Goal of the exercise:
Every line with the string "React" should be gathered.

>> begin Material

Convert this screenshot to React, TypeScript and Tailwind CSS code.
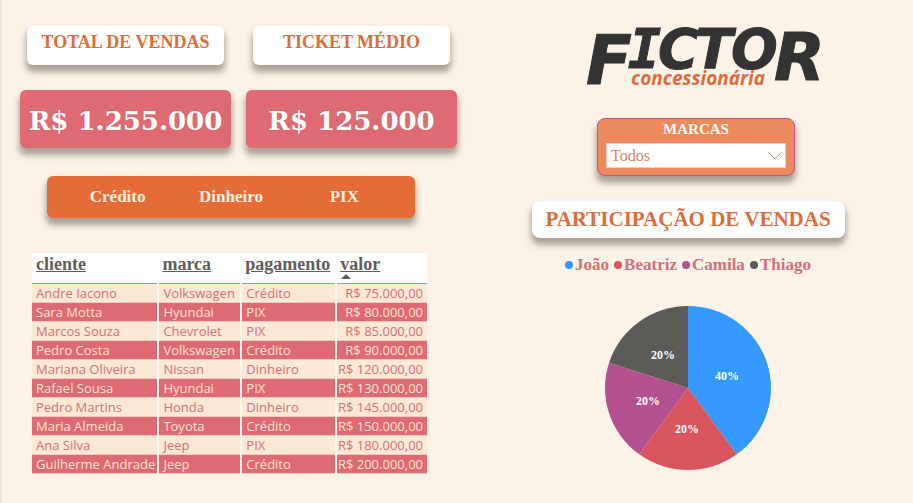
import React from "react";

const serif = "font-['Liberation_Serif',Georgia,serif]";
const raised = "shadow-[0_6px_6px_1px_rgba(90,80,70,0.5)]";

const payments = ["Crédito", "Dinheiro", "PIX"];

const sales = [
  ["Andre Iacono", "Volkswagen", "Crédito", "75.000,00"],
  ["Sara Motta", "Hyundai", "PIX", "80.000,00"],
  ["Marcos Souza", "Chevrolet", "PIX", "85.000,00"],
  ["Pedro Costa", "Volkswagen", "Crédito", "90.000,00"],
  ["Mariana Oliveira", "Nissan", "Dinheiro", "120.000,00"],
  ["Rafael Sousa", "Hyundai", "PIX", "130.000,00"],
  ["Pedro Martins", "Honda", "Dinheiro", "145.000,00"],
  ["Maria Almeida", "Toyota", "Crédito", "150.000,00"],
  ["Ana Silva", "Jeep", "PIX", "180.000,00"],
  ["Guilherme Andrade", "Jeep", "Crédito", "200.000,00"],
];

const sellers = [
  { name: "João", dot: "bg-[#3599ff]" },
  { name: "Beatriz", dot: "bg-[#d9555d]" },
  { name: "Camila", dot: "bg-[#b3508f]" },
  { name: "Thiago", dot: "bg-[#5d5b57]" },
];

function Metric({ title, value }: { title: string; value: string }) {
  return (
    <article>
      <h2
        className={`mx-[7px] h-[39px] rounded-md bg-white pt-[5px] text-center text-lg leading-[22px] font-bold whitespace-nowrap text-[#dc6e3c] ${raised}`}
      >
        {title}
      </h2>
      <p
        className={`mt-[25px] flex h-[58px] items-center justify-center rounded-md bg-[#de6a73] pt-1 font-['DejaVu_Serif',serif] text-[26px] font-bold whitespace-nowrap text-white ${raised}`}
      >
        {value}
      </p>
    </article>
  );
}

function Logo() {
  return (
    <svg
      role="img"
      aria-label="Fictor concessionária"
      viewBox="0 0 240 66"
      className="h-[66px] w-[240px] overflow-visible"
    >
      <g
        fill="#333333"
        stroke="#333333"
        strokeWidth="1"
        className="font-['DejaVu_Sans',sans-serif] font-bold italic"
      >
        <text x="1" y="60" fontSize="67">F</text>
        <text x="43" y="44" fontSize="55" className="font-['DejaVu_Sans_Mono',monospace]">I</text>
        <text x="73" y="44" fontSize="55">C</text>
        <text x="110" y="44" fontSize="55">T</text>
        <text x="146" y="44" fontSize="55">O</text>
        <text x="189" y="56" fontSize="66">R</text>
      </g>
      <text
        x="46"
        y="61"
        fontSize="19"
        fill="#dc6e3c"
        className="font-['Open_Sans',sans-serif] font-bold italic"
      >
        concessionária
      </text>
    </svg>
  );
}

function SalesTable() {
  const head = "h-[30px] p-0 pl-1 pt-px text-left align-top leading-5 text-lg font-bold text-[#605e5c]";
  const cell = "border-r-2 border-[#fdf6ee] border-b-[#efc9bd] p-0 pl-1";
  return (
    <table className="w-full table-fixed border-collapse">
      <colgroup>
        <col className="w-[32%]" />
        <col className="w-[21%]" />
        <col className="w-[24%]" />
        <col className="w-[23%]" />
      </colgroup>
      <thead>
        <tr className="border-b border-[#6fa8d6] bg-white">
          <th className={head}><span className="underline">cliente</span></th>
          <th className={head}><span className="underline">marca</span></th>
          <th className={head}><span className="underline">pagamento</span></th>
          <th className={head} aria-sort="ascending">
            <span className="block leading-5 underline">valor</span>
            <svg viewBox="0 0 10 5" className="ml-px h-[5px] w-[10px]" aria-hidden="true">
              <path d="M0 5 L5 0 L10 5 Z" fill="#605e5c" />
            </svg>
          </th>
        </tr>
      </thead>
      <tbody className="font-['Open_Sans',sans-serif] text-[13px] leading-[18px] whitespace-nowrap">
        {sales.map(([client, brand, payment, amount]) => (
          <tr
            key={client}
            className="border-b border-[#efc9bd] text-[#d4707a] odd:bg-[#fbe8d5] even:bg-[#de6a73] even:text-[#fce3d0]"
          >
            <td className={cell}>{client}</td>
            <td className={cell}>{brand}</td>
            <td className={cell}>{payment}</td>
            <td className="p-0 pr-1 text-right">R$ {amount}</td>
          </tr>
        ))}
      </tbody>
    </table>
  );
}

function Pie() {
  return (
    <svg
      role="img"
      aria-label="Participação de vendas por vendedor"
      viewBox="0 0 168 166"
      className="mt-[30px] h-[166px] w-[168px]"
    >
      <g transform="translate(84 83) scale(83 82)">
        <path d="M0 0 L0 -1 A1 1 0 0 1 0.5878 0.809 Z" fill="#3599ff" />
        <path d="M0 0 L0.5878 0.809 A1 1 0 0 1 -0.5878 0.809 Z" fill="#d9555d" />
        <path d="M0 0 L-0.5878 0.809 A1 1 0 0 1 -0.9511 -0.309 Z" fill="#b3508f" />
        <path d="M0 0 L-0.9511 -0.309 A1 1 0 0 1 0 -1 Z" fill="#5d5b57" />
      </g>
      <g fill="#ffffff" fontSize="12" textAnchor="middle" className="font-bold">
        <text x="123" y="75">40%</text>
        <text x="83" y="128">20%</text>
        <text x="44" y="100">20%</text>
        <text x="59" y="54">20%</text>
      </g>
    </svg>
  );
}

export default function App() {
  return (
    <main
      className={`grid min-h-screen grid-cols-[437fr_450fr] gap-[6px] border-l-2 border-[#e9e7e4] bg-[#fcf3e8] pl-[18px] ${serif}`}
    >
      <section className="pt-[26px]">
        <div className="grid grid-cols-2 gap-[15px]">
          <Metric title="TOTAL DE VENDAS" value="R$ 1.255.000" />
          <Metric title="TICKET MÉDIO" value="R$ 125.000" />
        </div>
        <div
          className={`mt-7 mr-[42px] ml-[27px] grid h-[42px] grid-cols-3 rounded-md bg-[#e66c37] px-[14px] ${raised}`}
        >
          {payments.map((p) => (
            <button key={p} type="button" className="text-[17px] font-bold text-[#fdf0e0]">
              {p}
            </button>
          ))}
        </div>
        <div className="mt-[35px] mr-[30px] ml-3">
          <SalesTable />
        </div>
      </section>

      <section className="flex flex-col items-center pt-6">
        <div className="ml-[34px]">
          <Logo />
        </div>
        <div
          className={`mt-7 ml-4 flex h-[58px] w-[198px] flex-col rounded-lg border border-[#b8558a] bg-[#ec8a5e] px-2 ${raised}`}
        >
          <label
            htmlFor="brands"
            className="h-[24px] text-center text-[15px] leading-[21px] font-bold text-[#fffaf0]"
          >
            MARCAS
          </label>
          <div className="relative">
            <select
              id="brands"
              className="block h-[25px] w-full appearance-none border border-[#f3cdb8] bg-white pl-1 text-base leading-[22px] text-[#dd8a62]"
            >
              <option>Todos</option>
            </select>
            <svg
              viewBox="0 0 14 8"
              className="pointer-events-none absolute top-[9px] right-1 h-2 w-[14px]"
              fill="none"
              stroke="#dd8a62"
              aria-hidden="true"
            >
              <path d="M0.5 0.5 L7 7 L13.5 0.5" />
            </svg>
          </div>
        </div>
        <h2
          className={`mt-[25px] h-[37px] w-[313px] rounded-lg bg-white text-center text-[21px] leading-[37px] font-bold whitespace-nowrap text-[#dc6e3c] ${raised}`}
        >
          PARTICIPAÇÃO DE VENDAS
        </h2>
        <ul className="mt-[17px] flex gap-[5px] text-[17px] leading-5 font-bold text-[#d4707a]">
          {sellers.map((s) => (
            <li key={s.name} className="flex items-center gap-[2px]">
              <span className={`size-2 rounded-full ${s.dot}`} />
              {s.name}
            </li>
          ))}
        </ul>
        <Pie />
      </section>
    </main>
  );
}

>> end Material

Task solution:
Convert this screenshot to React, TypeScript and Tailwind CSS code.
import React from "react";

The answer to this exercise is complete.